Very good article from the Washington Post
Now, somebody ought to make a movie about Al Gore. I would call it "An Uncomplaining Life."
The movie would be about a man who did not quit, who came off the canvas after a painfully close election -- he won the popular vote, after all -- who accepted defeat graciously and tried to unite the nation, who returned to the consuming passion of his earlier days, the environment, and spoke endlessly on the topic, almost always for free, who starred in a documentary based on his speech and who Sunday night, before a billion or so people, won an Academy Award for his effort. This may or may not be a stepping stone to the presidency, but Gore gives us all a lesson on how to live one's life.

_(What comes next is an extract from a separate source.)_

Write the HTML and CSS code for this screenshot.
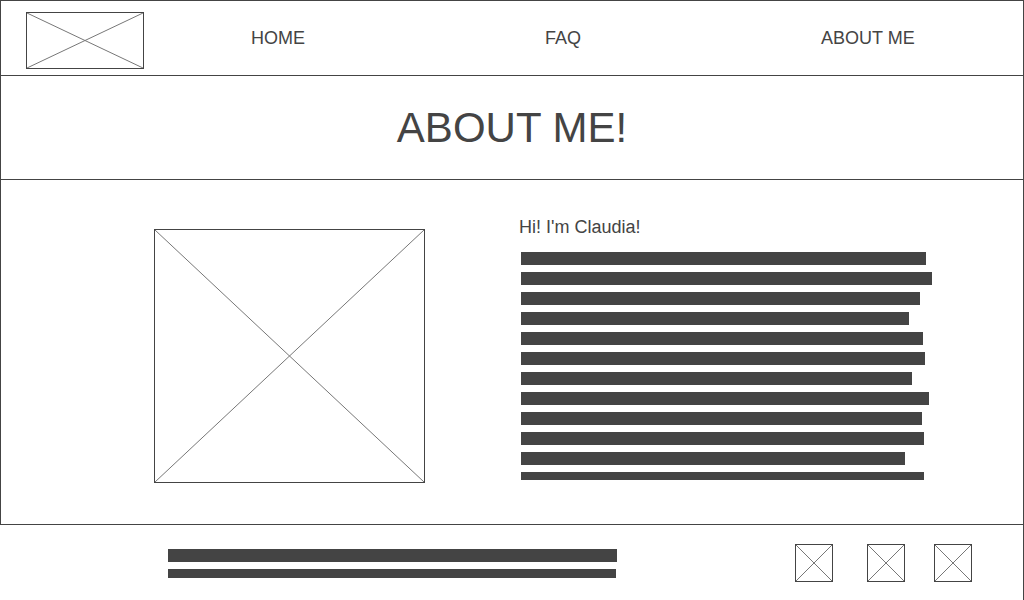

It's a joke, isn't it? I mean, it was Gore who was universally seen as the flawed man, uncomfortable in his own skin and, therefore, in this TV age, incapable of uniting the nation. He was caricatured by some of my colleagues as a serial exaggerator, a fibber, a pretender -- the guy who invented the Internet, who was the model for the novel (and movie) "Love Story," who applied one too many coats of passion to that kiss he delivered to his wife, Tipper, at the Democratic National Convention in 2000. There were so many reasons not to vote for him -- none, in retrospect, much good.
Now it is his jaunty, frat-boy opponent who cannot unite the country. Now it is the towel-snapper, the rancher who does not ride horses, the decider who decides wrongly and whose approval ratings are like the temperature of a dead man. Now it is George W. Bush that the nation does not trust or believe -- and this has and will cost us plenty. What if Bush is right about Iran? What if the Iranians are really helping to kill Americans in Iraq? Whatever you may think of the Iraq war, it is impermissible for anyone to kill Americans and yet it may be happening and may continue because the president is widely disbelieved. Gore could not have gotten us into this.
Gore would not have taken the United States to war in Iraq. He would have finished the job in Afghanistan -- it was al-Qaeda and its Taliban enablers who were responsible for the attacks on us on Sept. 11, 2001, not Saddam Hussein, no matter how vile he might have been. Gore would not have dealt with the Iranians and the North Koreans in such a juvenile fashion -- axis of evil, after all -- and all over the world, wherever you and I went, we would not detect such anger toward America.
The last time I saw Gore was at a screening of his now-acclaimed movie, "An Inconvenient Truth." I wrote at the time that, on paper at least, he was the near-perfect Democratic presidential candidate -- right on the war, above all. This observation, hardly original with me, is being echoed elsewhere, and it would be impossible for Gore to ignore it. Jimmy Carter said Sunday on ABC's "This Week" that he thought Gore ought to run and had told Gore so insistently. "He almost told me the last time I called, 'Don't call me anymore,' " Carter said. What Gore told me was something similar: "I think there are other ways to serve."
We'll see. After all, Gore -- the son of a senator himself -- was raised for the presidency. But for the moment at least, he is showing all the irritating signs of a man at peace with himself. He abandoned Washington for Nashville. He has made a bundle in his investments, and he has set out to show that there is life after a failed candidacy, a purposeful life in which a man can do some good. His movie and his speeches are -- to paraphrase what Clausewitz said about war -- a continuation of politics by other means. He cannot make war but he can still make a difference.
I know -- and so does Gore -- that all this will change if he enters the race. Maybe that ol' devil of uncertainty will come creeping out of his skin, and maybe he will become shrill, and maybe he will somehow throw his voice so that it seems to be coming from outside his body. But the woman I love tells me that life is a series of little lives, and no one has proved the truth of this better than Gore. With an Oscar in his fist and triumph on his face, Al Gore is a man you can tell your kid about. That, maybe, is even better than being president.